When I was frustrated and disappointed by the prospect of potential rain at the (now postponed) baseball game a couple of weeks ago, I vented on Facebook only to have a relative, who also has a chronic illness, reply, “Don’t let your illness rule your life.” Not only was I stunned, but I also had expected this relative, of all people, to understand. Sadly, I was mistaken.
I know that those without certain chronic and debilitating illnesses cannot fully grasp what it entails, but I still am amazed at the level of difficulty people have in understanding. Granted, we also have difficulty grasping the culmination of symptoms and how our level of functioning can vary day-to-day (even hour-by-hour), but it still can be emotionally upsetting to encounter those who seem unwilling to listen and learn. No, I cannot fully grasp some of the daily trials and tribulations that, for example, a cancer survivor encounters, but I am not going to downplay or ridicule another.

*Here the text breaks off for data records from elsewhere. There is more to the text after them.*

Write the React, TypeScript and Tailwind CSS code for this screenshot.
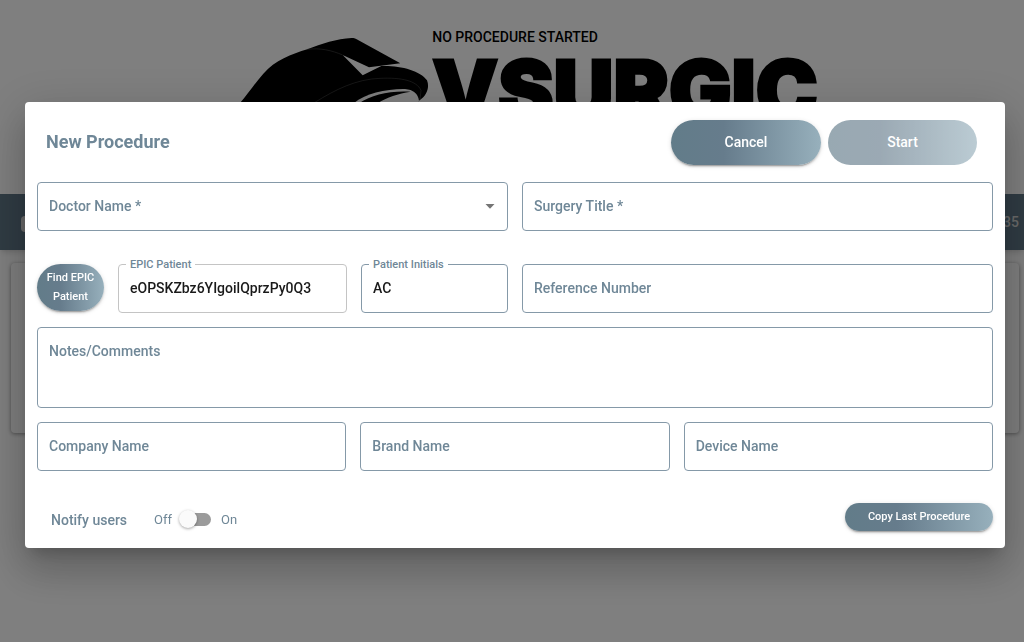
import React from 'react';
import clsx from 'clsx';

const gradient = 'bg-linear-to-r from-[#627c89] via-[#667c8c] via-35% to-[#97b0bc] text-white font-medium';
const raised = 'shadow-[0_3px_1px_-2px_rgba(0,0,0,0.2),0_2px_2px_0_rgba(0,0,0,0.14),0_1px_5px_0_rgba(0,0,0,0.12)]';

type FieldProps = {
  id: string;
  label: string;
  value?: string;
  multiline?: boolean;
  muted?: boolean;
  className?: string;
};

const Field: React.FC<FieldProps> = ({ id, label, value, multiline, muted, className }) => {
  const box = clsx(
    'block w-full rounded border bg-white px-[11px] text-sm font-medium text-black/90 outline-none',
    muted ? 'border-[#c4c4c4]' : 'border-[#8599a8]'
  );

  return (
    <div className={clsx('relative', className)}>
      {multiline ? (
        <textarea id={id} defaultValue={value} className={clsx(box, 'h-[81px] resize-none py-3')} />
      ) : (
        <input id={id} type="text" defaultValue={value} readOnly={muted} className={clsx(box, 'h-[49px] pb-0.5')} />
      )}
      <label
        htmlFor={id}
        className={clsx(
          'absolute whitespace-nowrap font-medium text-[#6f8797]',
          value ? '-top-1.5 left-2 bg-white px-1 text-[11px] leading-[14px]' : 'top-3 left-3 text-sm leading-6'
        )}
      >
        {label}
      </label>
    </div>
  );
};

const DoctorSelect: React.FC = () => (
  <div className="relative">
    <select
      id="doctor"
      defaultValue=""
      className="block h-[49px] w-full appearance-none rounded border border-[#8599a8] bg-white px-3 text-sm outline-none"
    >
      <option value="" />
    </select>
    <label htmlFor="doctor" className="absolute top-3 left-3 text-sm leading-6 font-medium text-[#6f8797]">
      Doctor Name *
    </label>
    <svg viewBox="0 0 10 5" className="pointer-events-none absolute top-[22px] right-[13px] h-[5px] w-[10px]">
      <path d="M0.5 0h9L5 4.8z" fill="#757575" />
    </svg>
  </div>
);

const HatLogo: React.FC = () => (
  <svg viewBox="60 55 576 195" className="mt-[38px] h-[65px] w-[192px] shrink-0" aria-hidden="true">
    <path d="M60 250C85 222 105 190 130 162C165 122 215 103 262 89C305 72 350 57 395 55Q403 54 410 59L541 131L447 143L368 106L428 167L484 139C540 137 600 152 621 182C629 202 622 228 597 243L596 250Z" />
    <path d="M402 250C435 222 500 207 555 208C580 210 594 222 597 243L596 250Z" fill="#fff" />
    <path d="M418 250C455 226 510 212 572 216C535 222 500 233 474 250Z" />
    <path
      d="M262 89C300 84 335 92 368 106M285 248C345 210 410 178 480 176C545 173 590 183 603 212L600 240"
      fill="none"
      stroke="#5a5a5a"
      strokeWidth="1.5"
    />
  </svg>
);

const Page: React.FC = () => (
  <div>
    <header className="flex h-[194px] justify-center overflow-hidden pl-[34px]">
      <HatLogo />
      <div className="pt-[27px]">
        <p className="text-sm leading-5 font-medium">NO PROCEDURE STARTED</p>
        <div className="font-[Inter,sans-serif] text-[83px] leading-[86px] font-black [-webkit-text-stroke:3px_black]">
          VSURGIC
        </div>
      </div>
    </header>
    <div className="flex h-14 items-center justify-between bg-[#607888] px-[5px] text-[#d4d4d4] shadow-md">
      <span className="mt-1 ml-4 h-4 w-5 rounded-sm bg-[#d4d4d4]" />
      <span className="text-sm font-medium">10:35</span>
    </div>
    <section className="mt-[13px] mr-[5px] ml-[11px] h-[170px] rounded bg-white shadow-[0_1px_4px_rgba(0,0,0,0.4)]" />
  </div>
);

export default function App() {
  return (
    <div className="min-h-screen bg-white font-[Roboto,sans-serif] text-black">
      <Page />
      <div className="fixed inset-0 flex items-start overflow-auto bg-black/50 pt-[102px] pr-[19px] pl-[25px]">
        <form
          role="dialog"
          aria-labelledby="dialog-title"
          className="w-full rounded bg-white px-3 pb-3 shadow-[0_11px_15px_-7px_rgba(0,0,0,0.2),0_24px_38px_3px_rgba(0,0,0,0.14),0_9px_46px_8px_rgba(0,0,0,0.12)]"
        >
          <div className="flex h-20 items-center gap-[7px] pr-4 pl-[9px]">
            <h2 id="dialog-title" className="flex-1 text-lg font-bold text-[#6f8797]">
              New Procedure
            </h2>
            <button type="button" className={clsx(gradient, raised, 'h-[45px] w-[150px] rounded-full text-sm')}>
              Cancel
            </button>
            <button type="button" disabled className={clsx(gradient, 'h-[45px] w-[149px] rounded-full text-sm opacity-65')}>
              Start
            </button>
          </div>

          <div className="grid grid-cols-2 gap-[14px]">
            <DoctorSelect />
            <Field id="title" label="Surgery Title *" />
          </div>

          <div className="mt-[33px] grid grid-cols-2 gap-[14px]">
            <div className="flex gap-[14px]">
              <button
                type="button"
                className={clsx(gradient, raised, 'h-[47px] w-[67px] shrink-0 rounded-3xl px-2 pb-0.5 text-[11px] leading-[19px]')}
              >
                Find EPIC Patient
              </button>
              <Field id="epic" label="EPIC Patient" value="eOPSKZbz6YIgoilQprzPy0Q3" muted className="flex-1" />
              <Field id="initials" label="Patient Initials" value="AC" className="w-[147px]" />
            </div>
            <Field id="reference" label="Reference Number" />
          </div>

          <Field id="notes" label="Notes/Comments" multiline className="mt-[14px]" />

          <div className="mt-[14px] grid grid-cols-3 gap-[14px]">
            <Field id="company" label="Company Name" />
            <Field id="brand" label="Brand Name" />
            <Field id="device" label="Device Name" />
          </div>

          <div className="mt-8 flex items-start justify-between">
            <div className="flex h-[33px] items-center pl-[14px] text-[#6f8797]">
              <label htmlFor="notify" className="text-sm font-medium">
                Notify users
              </label>
              <span className="ml-[27px] text-[13px]">Off</span>
              <input
                id="notify"
                type="checkbox"
                role="switch"
                className="relative mr-[10px] ml-[13px] h-[13px] w-[26px] appearance-none rounded-full bg-[#9b9b9b] before:absolute before:-top-[3px] before:-left-[6px] before:size-[18px] before:rounded-full before:bg-[#fafafa] before:shadow-[0_1px_3px_rgba(0,0,0,0.35)]"
              />
              <span className="text-[13px]">On</span>
            </div>
            <button type="button" className={clsx(gradient, raised, 'h-7 w-[148px] rounded-full text-[11px]')}>
              Copy Last Procedure
            </button>
          </div>
        </form>
      </div>
    </div>
  );
}
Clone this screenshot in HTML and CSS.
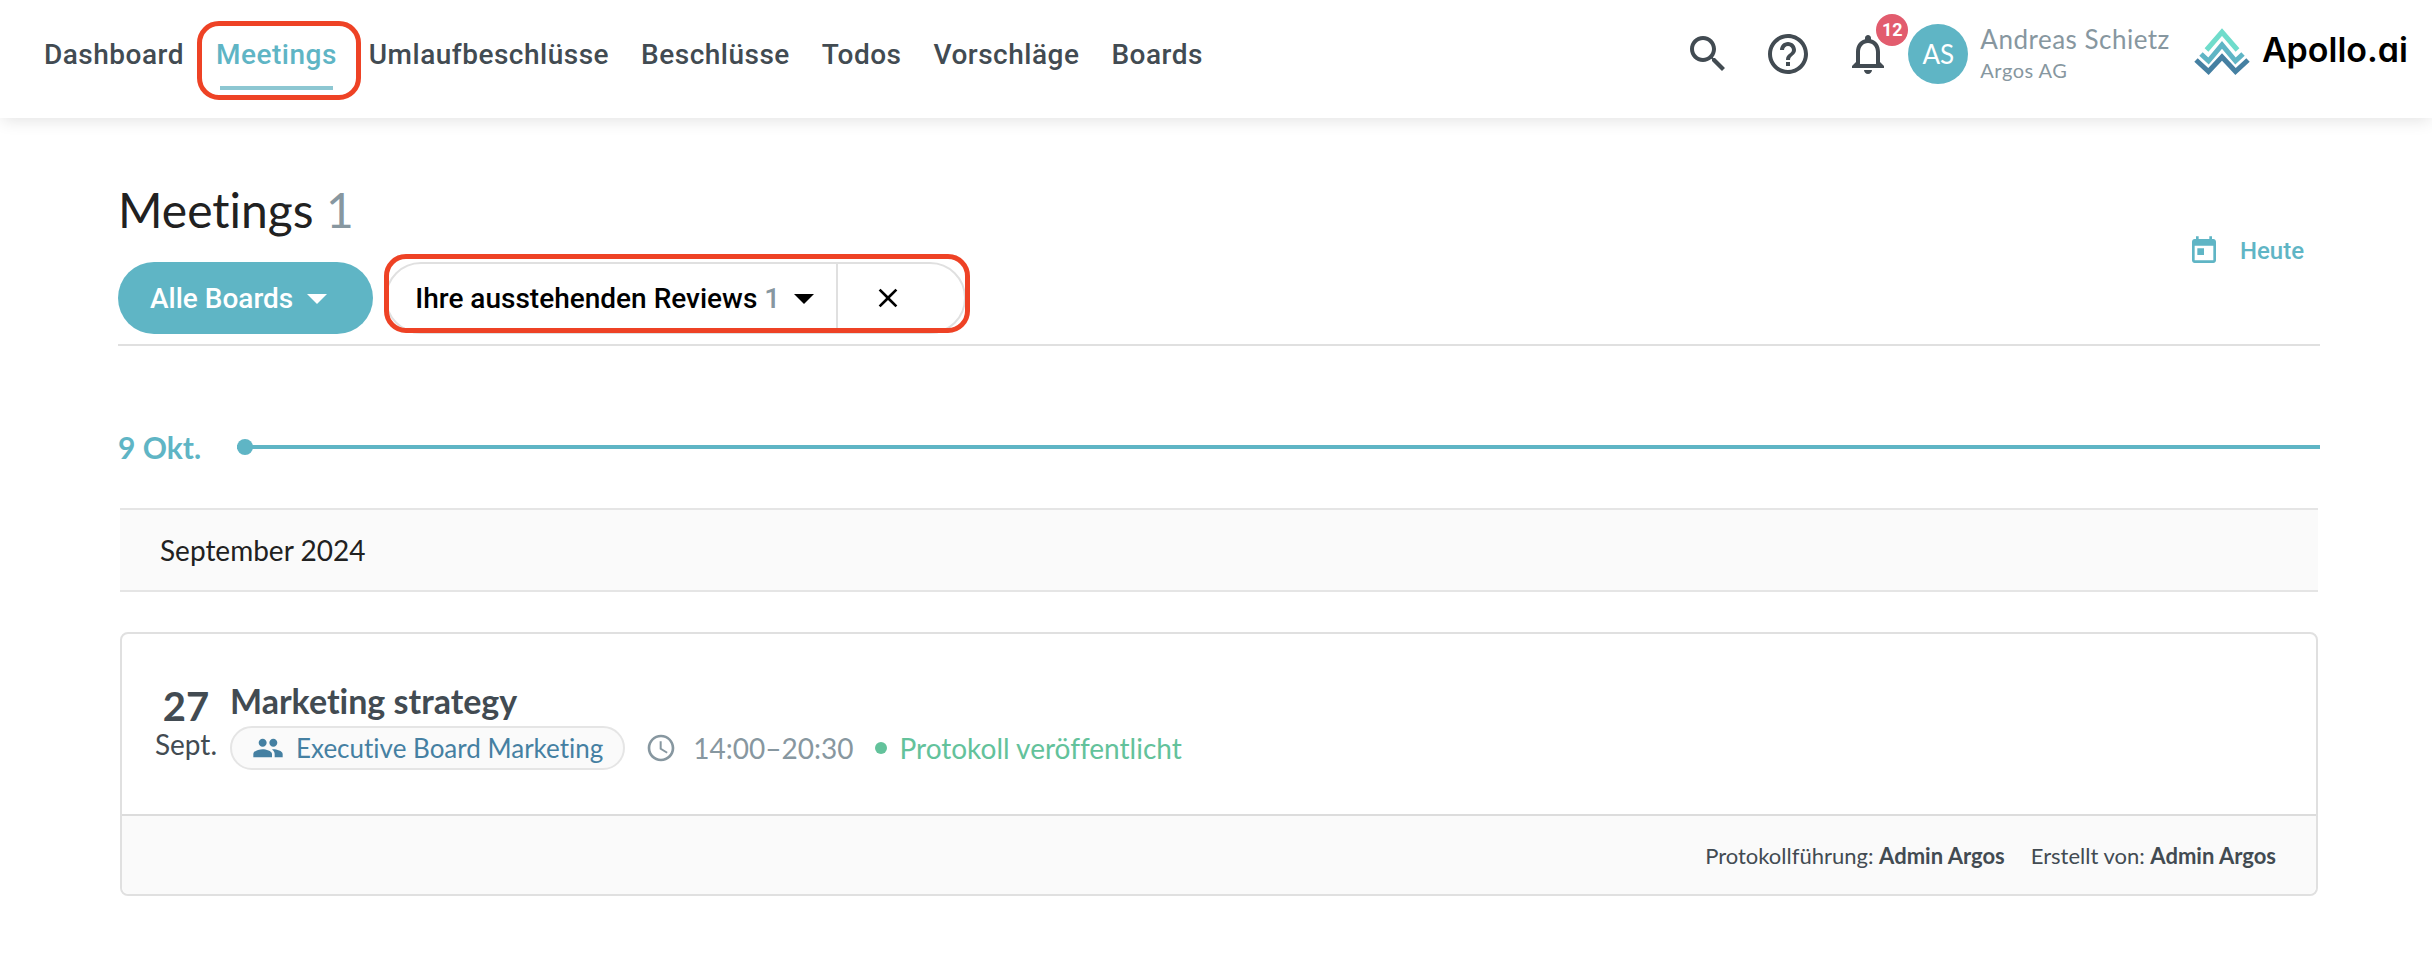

As a child, I recall visiting elderly relatives in nursing homes and hospitals. Nursing was the second most prominent profession among many of my mother’s relatives; I even recall as a young teen sitting in our hallway reading (with much enthusiasm) our medical encyclopedias.
Most important to me was that my mother and grandmother explained the impact the illness had on the person, focusing on the person first and foremost. To encounter those who are emotionless to others makes me dumbfounded. Yes, I suppose I am quick to judge them, as they judge others. I realize not everyone reacts the same way to illnesses; some may even respond out of fear and naïveté.
Probably the hardest factor for many of us is when we find those closest to us making curt or thoughtless remarks. Suddenly we have to defend ourselves. This is hard to contend with, especially if we are still struggling with inner conflicts over our health situation. Why is it that many believe that self-control or a hardened will can miraculously cure us? Why is this particular illness viewed by some as self-determined?
When a person lacks empathy and makes insensitive remarks, it make me wish they could live my life for just one day. They would kiss the ground and be thankful to return to their own body afterward. I have no choice.